2. The only reason for it being out of time was the failure and fault on the part of the respondent's solicitor. Any complaint which the respondent now has must be against his solicitor. The solicitor knew that the Tribunal had made an Order when the decision was promulgated on the 5 December 1994 and since such communications are sent by first class post would have received it the following day or, perhaps, because of it being the Christmas period the day after.
3. In addition I note that the solicitor had failed to notify his client of the hearing on the 12 October 1994 which resulted in the matter of remedy being adjourned to 24 November 1994. That date was fixed at the hearing in his presence and with his agreement on the 12 October 1994.
4. The respondent did not attend the hearing on the 24 November 1994. There is no record of a request being received for that hearing to be postponed. If it had been the respondent's solicitor should have noted that he had received no acknowledgement or reply to that request and received no further date for an adjourned hearing. He made no enquiry of the office.
5. Nor is there any record of an Application for a Review being made by the date directed by the Tribunal in its Second Decision."
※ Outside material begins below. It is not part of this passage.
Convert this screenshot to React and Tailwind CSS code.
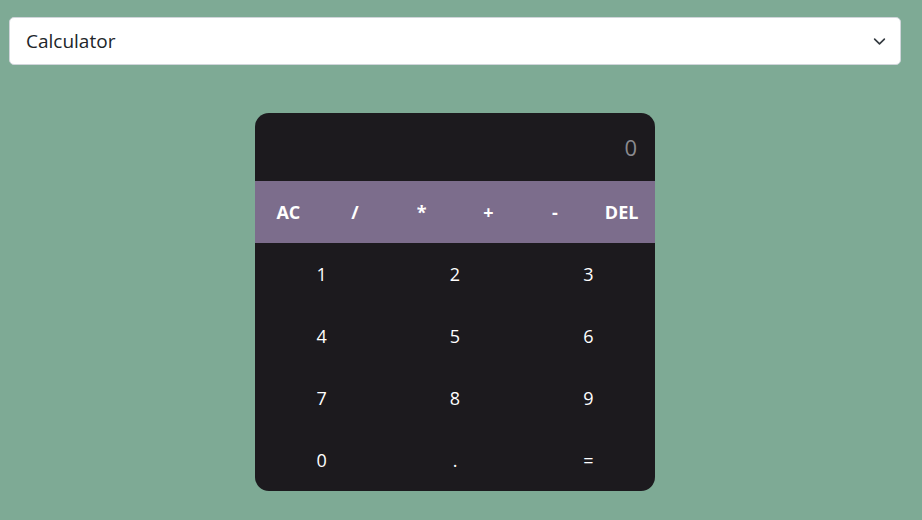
export default function App() {
  const ops = ["AC", "/", "*", "+", "-", "DEL"];
  const nums = ["1", "2", "3", "4", "5", "6", "7", "8", "9", "0", ".", "="];
  return (
    <div className="w-[922px] h-[520px] bg-[#7eaa95] pt-[17px] pl-[9px]" style={{ fontFamily: '"Open Sans", "Noto Sans", sans-serif' }}>
      <div className="w-[892px]">
        <div className="h-[48px] bg-white rounded-[5px] border border-[#d0d5da] flex items-center justify-between pl-[16px] pr-[14px]">
          <span className="text-[19px] text-[#212529]">Calculator</span>
          <svg width="13" height="13" viewBox="0 0 16 16" fill="none" stroke="#343a40" strokeWidth="2" strokeLinecap="round" strokeLinejoin="round">
            <path d="M2 5l6 6 6-6" />
          </svg>
        </div>
        <div className="flex justify-center mt-[48px]">
          <div className="w-[400px] h-[378px] bg-[#1c1a1e] rounded-[14px] overflow-hidden flex flex-col">
            <div className="h-[68px] flex items-center justify-end pr-[18px] text-[22px] text-[#8a8a8f]">0</div>
            <div className="h-[62px] bg-[#7c6d8c] grid grid-cols-6 items-center">
              {ops.map((o) => (
                <div key={o} className="text-center text-white font-bold text-[18px]">{o}</div>
              ))}
            </div>
            <div className="flex-1 grid grid-cols-3 grid-rows-4">
              {nums.map((n) => (
                <div key={n} className="flex items-center justify-center text-white text-[18px]">{n}</div>
              ))}
            </div>
          </div>
        </div>
      </div>
    </div>
  );
}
It seems to us that the decision of this learned Industrial Tribunal Chairman cannot be faulted. It may not be satisfactory that the employers have to look to their remedy against their solicitors, but, so far as Mr Loveless is concerned, he is entitled to have justice done to him in the way in which it has been done. It seems to us that it would be unjust in the circumstances to allow the matter to proceed any further. Accordingly, we dismiss the appeal against the Registrar's decision and dismiss the appeal against the refusal of a review.